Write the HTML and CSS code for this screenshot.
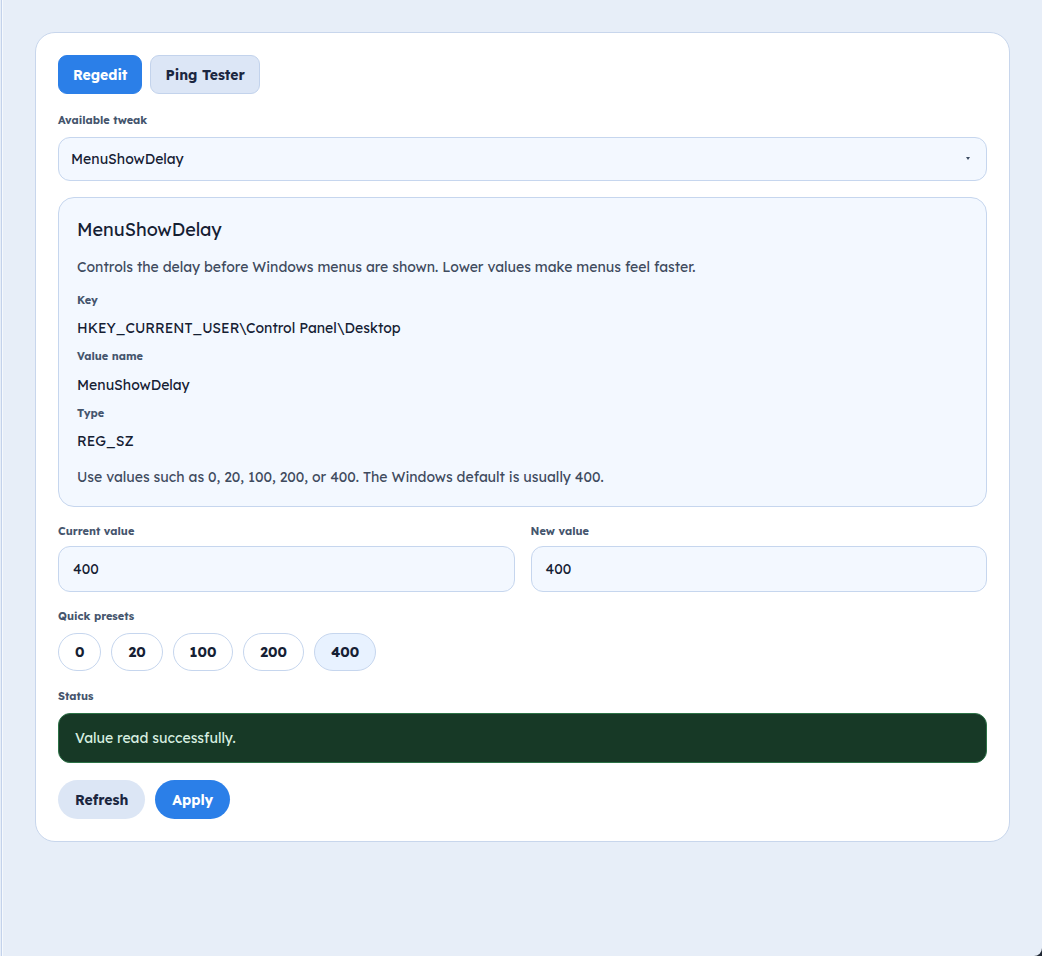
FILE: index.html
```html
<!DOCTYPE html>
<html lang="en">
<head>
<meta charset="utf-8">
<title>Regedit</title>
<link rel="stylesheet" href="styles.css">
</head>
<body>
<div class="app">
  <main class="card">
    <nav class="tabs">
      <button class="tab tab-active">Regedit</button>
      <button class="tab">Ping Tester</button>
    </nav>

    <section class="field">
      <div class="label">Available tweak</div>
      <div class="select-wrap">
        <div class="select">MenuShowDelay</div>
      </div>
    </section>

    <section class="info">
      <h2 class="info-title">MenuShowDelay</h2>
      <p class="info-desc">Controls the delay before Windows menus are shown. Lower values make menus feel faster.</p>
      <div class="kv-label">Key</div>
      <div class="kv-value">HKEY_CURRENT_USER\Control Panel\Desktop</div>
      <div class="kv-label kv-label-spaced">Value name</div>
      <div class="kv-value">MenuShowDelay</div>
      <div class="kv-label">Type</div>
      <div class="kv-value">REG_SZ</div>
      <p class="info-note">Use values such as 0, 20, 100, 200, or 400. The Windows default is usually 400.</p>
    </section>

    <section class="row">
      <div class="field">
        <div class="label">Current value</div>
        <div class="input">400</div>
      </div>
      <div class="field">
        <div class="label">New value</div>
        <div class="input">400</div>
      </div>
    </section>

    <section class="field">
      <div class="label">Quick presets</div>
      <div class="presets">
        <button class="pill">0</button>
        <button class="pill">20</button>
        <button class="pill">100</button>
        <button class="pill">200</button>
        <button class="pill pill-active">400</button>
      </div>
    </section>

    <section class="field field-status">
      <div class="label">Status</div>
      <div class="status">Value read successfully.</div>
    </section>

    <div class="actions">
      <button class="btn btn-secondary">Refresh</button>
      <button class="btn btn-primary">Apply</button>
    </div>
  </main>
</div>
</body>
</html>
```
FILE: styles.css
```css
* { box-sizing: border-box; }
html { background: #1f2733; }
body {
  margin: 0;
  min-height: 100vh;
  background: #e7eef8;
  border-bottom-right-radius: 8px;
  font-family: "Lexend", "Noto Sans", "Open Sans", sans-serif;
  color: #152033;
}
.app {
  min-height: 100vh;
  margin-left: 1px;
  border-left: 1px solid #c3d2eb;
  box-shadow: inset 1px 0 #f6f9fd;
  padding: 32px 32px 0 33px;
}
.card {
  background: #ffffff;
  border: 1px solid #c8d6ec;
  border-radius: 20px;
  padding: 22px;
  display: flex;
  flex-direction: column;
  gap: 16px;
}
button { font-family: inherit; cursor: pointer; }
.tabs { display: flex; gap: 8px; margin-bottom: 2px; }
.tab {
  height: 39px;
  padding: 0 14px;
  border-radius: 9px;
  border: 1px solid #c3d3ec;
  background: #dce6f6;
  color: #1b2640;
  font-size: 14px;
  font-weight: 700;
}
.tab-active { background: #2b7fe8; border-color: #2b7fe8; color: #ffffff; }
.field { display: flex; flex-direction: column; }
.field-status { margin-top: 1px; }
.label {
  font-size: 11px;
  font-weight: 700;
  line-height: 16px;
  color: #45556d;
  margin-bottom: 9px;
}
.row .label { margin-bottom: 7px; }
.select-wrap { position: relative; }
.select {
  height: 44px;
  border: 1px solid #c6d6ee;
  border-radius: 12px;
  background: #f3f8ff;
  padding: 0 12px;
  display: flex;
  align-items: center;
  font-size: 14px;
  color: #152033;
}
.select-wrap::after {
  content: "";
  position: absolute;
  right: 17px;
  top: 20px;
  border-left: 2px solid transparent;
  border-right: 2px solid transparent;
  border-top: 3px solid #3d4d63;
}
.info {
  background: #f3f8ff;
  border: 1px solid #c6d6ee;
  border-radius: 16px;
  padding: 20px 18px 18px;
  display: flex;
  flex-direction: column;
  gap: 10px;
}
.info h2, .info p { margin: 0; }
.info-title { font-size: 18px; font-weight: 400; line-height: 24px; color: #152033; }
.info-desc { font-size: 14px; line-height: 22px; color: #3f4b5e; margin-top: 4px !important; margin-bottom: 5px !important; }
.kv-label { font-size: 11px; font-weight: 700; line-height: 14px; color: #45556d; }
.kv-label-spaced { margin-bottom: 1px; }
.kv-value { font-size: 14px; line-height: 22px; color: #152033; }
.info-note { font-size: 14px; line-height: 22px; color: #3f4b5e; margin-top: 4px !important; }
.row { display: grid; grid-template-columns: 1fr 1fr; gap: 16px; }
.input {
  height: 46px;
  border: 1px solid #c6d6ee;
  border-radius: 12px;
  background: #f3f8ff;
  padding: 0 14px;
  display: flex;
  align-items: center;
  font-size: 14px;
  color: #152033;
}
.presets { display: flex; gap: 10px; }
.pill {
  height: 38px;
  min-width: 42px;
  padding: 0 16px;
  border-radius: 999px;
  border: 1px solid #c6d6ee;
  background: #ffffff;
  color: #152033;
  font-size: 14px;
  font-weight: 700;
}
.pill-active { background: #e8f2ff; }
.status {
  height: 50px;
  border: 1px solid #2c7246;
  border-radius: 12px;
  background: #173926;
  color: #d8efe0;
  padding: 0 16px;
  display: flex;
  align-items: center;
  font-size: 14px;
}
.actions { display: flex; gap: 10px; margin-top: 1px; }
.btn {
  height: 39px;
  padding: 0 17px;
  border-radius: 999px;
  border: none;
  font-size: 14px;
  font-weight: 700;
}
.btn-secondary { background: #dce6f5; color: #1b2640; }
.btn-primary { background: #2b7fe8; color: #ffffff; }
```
== == ==
» TO DO: Pictures are excluded; output everything else in the data verbatim.

» TASK RESPONSE:
Write the HTML and CSS code for this screenshot.
FILE: index.html
```html
<!DOCTYPE html>
<html lang="en">
<head>
<meta charset="utf-8">
<title>Regedit</title>
<link rel="stylesheet" href="styles.css">
</head>
<body>
<div class="app">
  <main class="card">
    <nav class="tabs">
      <button class="tab tab-active">Regedit</button>
      <button class="tab">Ping Tester</button>
    </nav>

    <section class="field">
      <div class="label">Available tweak</div>
      <div class="select-wrap">
        <div class="select">MenuShowDelay</div>
      </div>
    </section>

    <section class="info">
      <h2 class="info-title">MenuShowDelay</h2>
      <p class="info-desc">Controls the delay before Windows menus are shown. Lower values make menus feel faster.</p>
      <div class="kv-label">Key</div>
      <div class="kv-value">HKEY_CURRENT_USER\Control Panel\Desktop</div>
      <div class="kv-label kv-label-spaced">Value name</div>
      <div class="kv-value">MenuShowDelay</div>
      <div class="kv-label">Type</div>
      <div class="kv-value">REG_SZ</div>
      <p class="info-note">Use values such as 0, 20, 100, 200, or 400. The Windows default is usually 400.</p>
    </section>

    <section class="row">
      <div class="field">
        <div class="label">Current value</div>
        <div class="input">400</div>
      </div>
      <div class="field">
        <div class="label">New value</div>
        <div class="input">400</div>
      </div>
    </section>

    <section class="field">
      <div class="label">Quick presets</div>
      <div class="presets">
        <button class="pill">0</button>
        <button class="pill">20</button>
        <button class="pill">100</button>
        <button class="pill">200</button>
        <button class="pill pill-active">400</button>
      </div>
    </section>

    <section class="field field-status">
      <div class="label">Status</div>
      <div class="status">Value read successfully.</div>
    </section>

    <div class="actions">
      <button class="btn btn-secondary">Refresh</button>
      <button class="btn btn-primary">Apply</button>
    </div>
  </main>
</div>
</body>
</html>
```
FILE: styles.css
```css
* { box-sizing: border-box; }
html { background: #1f2733; }
body {
  margin: 0;
  min-height: 100vh;
  background: #e7eef8;
  border-bottom-right-radius: 8px;
  font-family: "Lexend", "Noto Sans", "Open Sans", sans-serif;
  color: #152033;
}
.app {
  min-height: 100vh;
  margin-left: 1px;
  border-left: 1px solid #c3d2eb;
  box-shadow: inset 1px 0 #f6f9fd;
  padding: 32px 32px 0 33px;
}
.card {
  background: #ffffff;
  border: 1px solid #c8d6ec;
  border-radius: 20px;
  padding: 22px;
  display: flex;
  flex-direction: column;
  gap: 16px;
}
button { font-family: inherit; cursor: pointer; }
.tabs { display: flex; gap: 8px; margin-bottom: 2px; }
.tab {
  height: 39px;
  padding: 0 14px;
  border-radius: 9px;
  border: 1px solid #c3d3ec;
  background: #dce6f6;
  color: #1b2640;
  font-size: 14px;
  font-weight: 700;
}
.tab-active { background: #2b7fe8; border-color: #2b7fe8; color: #ffffff; }
.field { display: flex; flex-direction: column; }
.field-status { margin-top: 1px; }
.label {
  font-size: 11px;
  font-weight: 700;
  line-height: 16px;
  color: #45556d;
  margin-bottom: 9px;
}
.row .label { margin-bottom: 7px; }
.select-wrap { position: relative; }
.select {
  height: 44px;
  border: 1px solid #c6d6ee;
  border-radius: 12px;
  background: #f3f8ff;
  padding: 0 12px;
  display: flex;
  align-items: center;
  font-size: 14px;
  color: #152033;
}
.select-wrap::after {
  content: "";
  position: absolute;
  right: 17px;
  top: 20px;
  border-left: 2px solid transparent;
  border-right: 2px solid transparent;
  border-top: 3px solid #3d4d63;
}
.info {
  background: #f3f8ff;
  border: 1px solid #c6d6ee;
  border-radius: 16px;
  padding: 20px 18px 18px;
  display: flex;
  flex-direction: column;
  gap: 10px;
}
.info h2, .info p { margin: 0; }
.info-title { font-size: 18px; font-weight: 400; line-height: 24px; color: #152033; }
.info-desc { font-size: 14px; line-height: 22px; color: #3f4b5e; margin-top: 4px !important; margin-bottom: 5px !important; }
.kv-label { font-size: 11px; font-weight: 700; line-height: 14px; color: #45556d; }
.kv-label-spaced { margin-bottom: 1px; }
.kv-value { font-size: 14px; line-height: 22px; color: #152033; }
.info-note { font-size: 14px; line-height: 22px; color: #3f4b5e; margin-top: 4px !important; }
.row { display: grid; grid-template-columns: 1fr 1fr; gap: 16px; }
.input {
  height: 46px;
  border: 1px solid #c6d6ee;
  border-radius: 12px;
  background: #f3f8ff;
  padding: 0 14px;
  display: flex;
  align-items: center;
  font-size: 14px;
  color: #152033;
}
.presets { display: flex; gap: 10px; }
.pill {
  height: 38px;
  min-width: 42px;
  padding: 0 16px;
  border-radius: 999px;
  border: 1px solid #c6d6ee;
  background: #ffffff;
  color: #152033;
  font-size: 14px;
  font-weight: 700;
}
.pill-active { background: #e8f2ff; }
.status {
  height: 50px;
  border: 1px solid #2c7246;
  border-radius: 12px;
  background: #173926;
  color: #d8efe0;
  padding: 0 16px;
  display: flex;
  align-items: center;
  font-size: 14px;
}
.actions { display: flex; gap: 10px; margin-top: 1px; }
.btn {
  height: 39px;
  padding: 0 17px;
  border-radius: 999px;
  border: none;
  font-size: 14px;
  font-weight: 700;
}
.btn-secondary { background: #dce6f5; color: #1b2640; }
.btn-primary { background: #2b7fe8; color: #ffffff; }
```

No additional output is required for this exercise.